I watched from my bedroom window with a feeling that my presence was a great and heavy intrusion.  As Jay stood over the grave, he continued talking to Rosie.  “So, I’m going to get started now and, after that, we won’t see each other anymore.  But I’ll check in on you from time to time.  I can look out my bedroom window and see that you’re alright.”  He took up the shovel in his hands.  “Are you ready?” he said, and I didn’t know if he was asking Rosie, me, or himself.

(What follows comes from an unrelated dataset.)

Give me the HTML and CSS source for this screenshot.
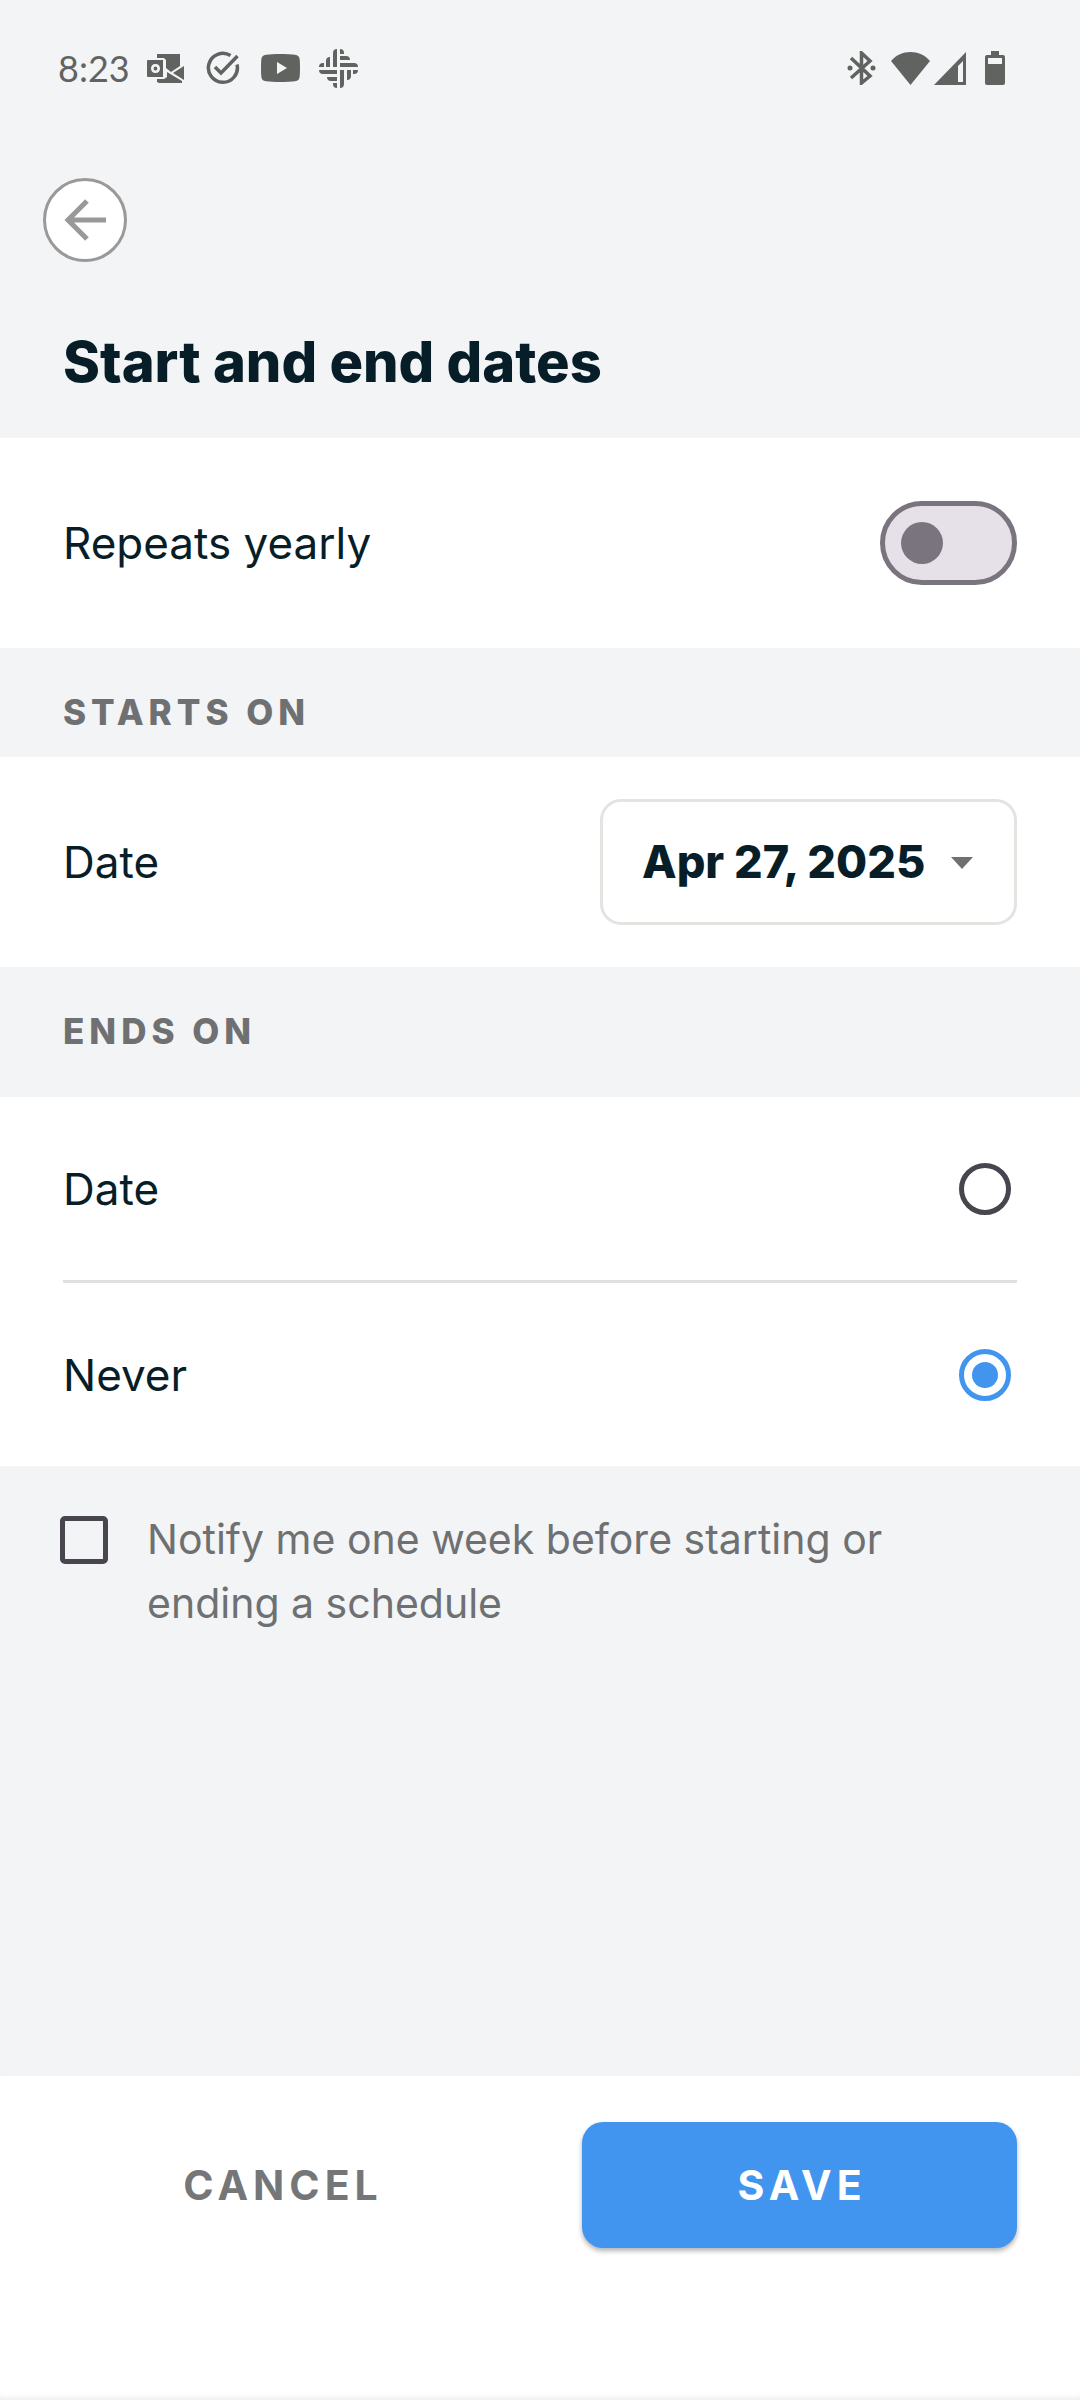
FILE: index.html
```
<!DOCTYPE html>
<html lang="en">
<head>
  <meta charset="utf-8">
  <meta name="viewport" content="width=device-width, initial-scale=1">
  <title>Start and end dates</title>
  <link rel="stylesheet" href="styles.css">
</head>
<body>
  <div class="screen">
    <div class="status-bar">
      <div class="status-group">
        <span class="clock">8:23</span>
        <svg class="icon-outlook" width="37" height="29" viewBox="0 0 37 29">
          <path d="M10 0h23v12l-9 6-5-4V6l-2-2h-7zM10 25h7l3-2v-5l15 9v2H12l-2-1z"/>
          <path d="M37 12v14l-11-7z"/>
          <path fill-rule="evenodd" d="M1 6h15v17H1a1 1 0 0 1-1-1V7a1 1 0 0 1 1-1zM8.500 10c-3 0-4.500 2-4.500 4.500S5.500 19 8.500 19s4.500-2 4.500-4.500S11.500 10 8.500 10zm0 2.500c1.300 0 1.800 1 1.800 2s-.5 2-1.800 2-1.800-1-1.800-2 .5-2 1.800-2z"/>
        </svg>
        <svg class="icon-task" width="34" height="34" viewBox="0 0 34 34" fill="none" stroke="#616361" stroke-width="3.500">
          <path d="M24.500 4.500A14.500 14.500 0 1 0 31 13.500"/>
          <path d="M9 16l6 6L31.500 5"/>
        </svg>
        <svg class="icon-video" width="39" height="28" viewBox="0 0 39 28">
          <path fill-rule="evenodd" d="M5 .7C12-.2 27-.2 34 .7c3 .3 4.400 1.800 4.700 4.800.4 5 .4 12 0 17-.3 3-1.700 4.500-4.700 4.800-7 .9-22 .9-29 0-3-.3-4.400-1.800-4.700-4.800-.4-5-.4-12 0-17C.6 2.500 2 1 5 .7zM16 8v12l10-6z"/>
        </svg>
        <svg class="icon-slack" width="39" height="39" viewBox="0 0 39 39">
          <g id="arm">
            <path d="M14 4a4 4 0 0 1 4-4v18h-4zM7 12a4 4 0 0 1 4-4v10H7zM0 18a4 4 0 0 1 4-4h1v4z"/>
          </g>
          <use href="#arm" transform="rotate(90 19.500 19.500)"/>
          <use href="#arm" transform="rotate(180 19.500 19.500)"/>
          <use href="#arm" transform="rotate(270 19.500 19.500)"/>
        </svg>
      </div>
      <div class="status-group">
        <svg class="icon-bluetooth" width="29" height="34" viewBox="0 0 29 34">
          <path d="M4 7l19 18-8.500 7V2L23 10 4 27" fill="none" stroke="#616361" stroke-width="3.500"/>
          <circle cx="3" cy="17" r="2.500"/>
          <circle cx="26" cy="17" r="2.500"/>
        </svg>
        <svg class="icon-wifi" width="39" height="33" viewBox="0 0 39 33">
          <path d="M0 9C5 3 12 0 19.500 0S34 3 39 9L19.500 33z"/>
        </svg>
        <svg class="icon-signal" width="32" height="33" viewBox="0 0 32 33">
          <path fill-rule="evenodd" d="M32 0v33H0zM29 9l-5 5v16h5z"/>
        </svg>
        <svg class="icon-battery" width="20" height="34" viewBox="0 0 20 34">
          <path fill-rule="evenodd" d="M6 0h8v4h4a2 2 0 0 1 2 2v26a2 2 0 0 1-2 2H2a2 2 0 0 1-2-2V6a2 2 0 0 1 2-2h4zM3 7v6h14V7z"/>
        </svg>
      </div>
    </div>

    <header class="header">
      <button class="back" type="button" aria-label="Back">
        <svg width="42" height="42" viewBox="0 0 42 42" fill="none" stroke="#999" stroke-width="5">
          <path d="M42 21H4M23 2L4 21l19 19"/>
        </svg>
      </button>
      <h1>Start and end dates</h1>
    </header>

    <form class="form">
      <div class="row">
        <label for="repeats">Repeats yearly</label>
        <input class="switch" id="repeats" type="checkbox" role="switch">
      </div>

      <h2 class="section-title">Starts on</h2>
      <div class="row">
        <label for="start">Date</label>
        <div class="select">
          <select id="start">
            <option>Apr 27, 2025</option>
          </select>
          <svg width="22" height="12" viewBox="0 0 22 12">
            <path d="M0 0h22L11 12z"/>
          </svg>
        </div>
      </div>

      <h2 class="section-title section-title-tall">Ends on</h2>
      <div class="options">
        <div class="option">
          <label for="end-date">Date</label>
          <input class="radio" id="end-date" type="radio" name="end">
        </div>
        <div class="option">
          <label for="end-never">Never</label>
          <input class="radio" id="end-never" type="radio" name="end" checked>
        </div>
      </div>

      <div class="notify">
        <input class="checkbox" id="notify" type="checkbox">
        <label for="notify">Notify me one week before starting or ending a schedule</label>
      </div>

      <div class="footer">
        <button class="btn" type="button">Cancel</button>
        <button class="btn btn-primary" type="submit">Save</button>
      </div>
    </form>
  </div>
</body>
</html>
```
FILE: styles.css
```
:root {
  --primary: #4295ef;
  --text: #071e29;
  --text-secondary: #6f7072;
  --status: #616361;
  --outline: #48454e;
  --background: #ffffff;
  --background-alt: #f3f4f6;
  --border: #e3e4e0;
}

* {
  margin: 0;
  padding: 0;
  box-sizing: border-box;
}

body {
  font-family: Inter, 'Liberation Sans', sans-serif;
  font-size: 44px;
  line-height: 64px;
  color: var(--text);
  background: var(--background-alt);
}

button,
select {
  font: inherit;
}

.screen {
  display: flex;
  flex-direction: column;
  min-height: 100vh;
}

/* Status bar */
.status-bar {
  display: flex;
  justify-content: space-between;
  align-items: center;
  height: 136px;
  padding: 0 75px 0 58px;
}

.status-group {
  display: flex;
  align-items: center;
  fill: var(--status);
}

.clock {
  font-family: Lato, 'Liberation Sans', sans-serif;
  font-size: 36px;
  color: var(--status);
}

.icon-outlook {
  margin-left: 17px;
}

.icon-task {
  margin-left: 22px;
}

.icon-video {
  margin-left: 21px;
}

.icon-slack {
  margin-left: 19px;
}

.icon-wifi {
  margin-left: 15px;
}

.icon-signal {
  margin-left: 4px;
}

.icon-battery {
  margin-left: 19px;
}

/* Header */
.header {
  padding: 42px 43px 44px;
}

.back {
  display: flex;
  align-items: center;
  justify-content: center;
  width: 84px;
  height: 84px;
  border: 3px solid #999;
  border-radius: 50%;
  background: var(--background);
}

h1 {
  margin-top: 68px;
  padding-left: 20px;
  font-size: 56px;
  font-weight: 800;
  line-height: 64px;
}

/* Form */
.form {
  flex: 1;
  display: flex;
  flex-direction: column;
}

.row {
  display: flex;
  align-items: center;
  justify-content: space-between;
  min-height: 210px;
  padding: 42px 63px;
  background: var(--background);
}

.section-title {
  padding: 32px 63px 13px;
  font-size: 35px;
  font-weight: 800;
  letter-spacing: 5px;
  text-transform: uppercase;
  color: var(--text-secondary);
}

.section-title-tall {
  padding-bottom: 34px;
}

.switch,
.radio,
.checkbox {
  appearance: none;
  flex-shrink: 0;
}

.switch {
  width: 137px;
  height: 84px;
  padding: 16px;
  border: 5px solid #79747e;
  border-radius: 42px;
  background: #e6e0e9;
}

.switch::before {
  content: '';
  display: block;
  width: 42px;
  height: 42px;
  border-radius: 50%;
  background: #79747e;
}

.switch:checked {
  border-color: var(--primary);
  background: var(--primary);
}

.switch:checked::before {
  margin-left: auto;
  background: var(--background);
}

.select {
  position: relative;
}

.select select {
  appearance: none;
  height: 126px;
  padding: 0 86px 0 39px;
  border: 3px solid var(--border);
  border-radius: 21px;
  font-size: 45px;
  font-weight: 800;
  color: var(--text);
  background: var(--background);
}

.select svg {
  position: absolute;
  top: 58px;
  right: 44px;
  fill: var(--text-secondary);
  pointer-events: none;
}

.options {
  padding: 0 63px;
  background: var(--background);
}

.option {
  display: flex;
  align-items: center;
  justify-content: space-between;
  min-height: 183px;
  padding-right: 6px;
}

.option + .option {
  min-height: 186px;
  border-top: 3px solid #e0e0e0;
}

.radio {
  width: 52px;
  height: 52px;
  padding: 8px;
  border: 5px solid var(--outline);
  border-radius: 50%;
}

.radio:checked {
  border-color: var(--primary);
  background: var(--primary) content-box;
}

.notify {
  display: flex;
  align-items: flex-start;
  gap: 39px;
  padding: 41px 160px 41px 60px;
}

.checkbox {
  width: 48px;
  height: 48px;
  margin-top: 9px;
  border: 5px solid var(--outline);
  border-radius: 5px;
}

.checkbox:checked {
  background: var(--outline);
}

.notify label {
  font-size: 41px;
  color: var(--text-secondary);
}

/* Footer */
.footer {
  display: flex;
  gap: 84px;
  margin-top: auto;
  padding: 46px 63px 152px;
  background: var(--background);
  box-shadow: inset 0 -6px 6px -4px rgba(0, 0, 0, 0.08);
}

.btn {
  flex: 1;
  height: 126px;
  padding-left: 5px;
  border: none;
  border-radius: 21px;
  font-size: 41px;
  font-weight: 700;
  letter-spacing: 5px;
  text-transform: uppercase;
  color: #757678;
  background: none;
}

.btn-primary {
  color: var(--background);
  background: var(--primary);
  box-shadow: 0 3px 5px rgba(0, 0, 0, 0.3);
}
```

He dropped the first shovelful in the hole.  “Oh, Jesus,” he said.  “When the dirt hit him, it jarred his fur a little.  It looked like he moved.  For a second I thought he was alive.”

“I’m sorry,” I said.

He went back to work.  I couldn’t see what happened to the dirt once it fell into the hole but it seemed he was taking care to fill the end where Rosie’s tail was, as if he was avoiding burying the dog’s head.  He kept talking.  “I was going to keep you wrapped in the blanket and let you have it.  It’s your blanket, after all.  I hope you don’t mind that I’m keeping it.”  Jay’s face was a shade of red I’d only seen on baboon’s asses but I didn’t dare interrupt.  “You’ve got your fur to keep you warm and I think the dirt will help also.”  He was about halfway done, probably to the point where another few shovelfuls would completely cover Rosie.  He took a knee and put his hand into the hole.  He said goodbye to the dog and then stood up and filled the rest of the hole without another word.

When he finished, he walked back to the open window where I was leaning.  He lit a cigarette.  “How are you doing?” I said.

“Once I catch my breath I’ll be fine.”

It wasn’t what I meant but I let it go.  He stubbed out his cigarette and crawled back inside with his shovel and the duffel bag.  I offered him my bathroom to clean up.  He said he preferred to do it in his home.  He thanked me again and invited me over for dinner some night in the coming week.  We never had that dinner and I can’t say I was disappointed.  In the days after Rosie’s funeral, I remember hoping I wouldn’t run into Jay.  I suppose I’m the sort of person who would have found it strange if he and I had become friends.  I’d see him in the hall sometimes and we would talk about problems in the building or things going on in the neighborhood.  He never mentioned his dog.  Soon we no longer stopped to talk but only to say hello.  Eventually, whenever we saw each other, we just nodded and went on our way.